Moreover you need to compare like for like. When the proposal is to spend tens or hundreds of euros per net watt on multi junction panels that can handle shock loads of 1000s of Gs using launch capabilities that don't exist, then compare against something other than the cheapest available previous generation modules.

A 29% efficient hybrid silicon perovskite panel would be an example. This would produce double to triple the net wattage again as they perform much better in partial cloud or with sunlight further from normal and with realistic projections for cost would be around €1 to €2 per net watt installed as a dedicated facility including land.

In total you're around a factor of 5-15 over what is necessary.

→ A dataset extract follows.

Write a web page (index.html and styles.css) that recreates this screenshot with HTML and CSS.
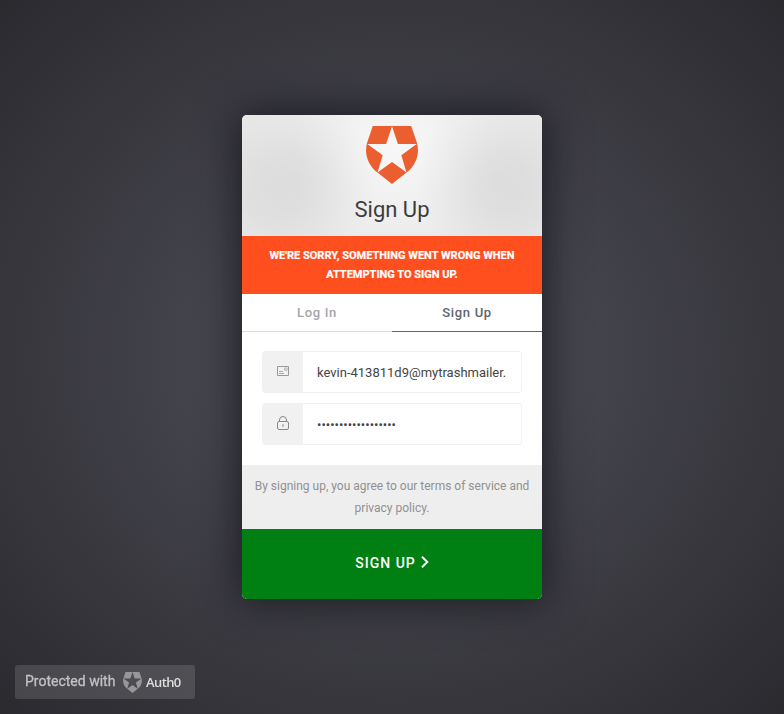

A reasonable proposal then puts your "20%" figure at something more like just putting panels on top of the built up and paved areas starting south of Nuremberg and only going north when you run out of space. So to conclude

> Solar requires surprisingly little space


If the authors of the article are right, being able to beam power through "inclement weather" could be a huge win on its own.


It's in the second paragraph of the article: "The approach has several advantages over terrestrial solar power, including the absence of night and inclement weather and the lack of an atmosphere to attenuate the light from the sun."


Armchair moment: I have a _really_ hard time believing there could ever be a cost-effective way to make space Solar worthwhile. For the price of one football-sized field of solar panels in space (which I’m guessing on the low end might be $5-10 billion? Probably more though) how many terrestrial solar plants 10x that size could you build? And how much battery capacity could you build to store it over night, eliminating the major advantage of space solar anyways


Every study done on the concept basically show that its non viable unless you make some pretty extreme assumptions. And even then most of those studies are financial and don't take into account CO2 use form the rockets and other factors like limited launch site availability and so on.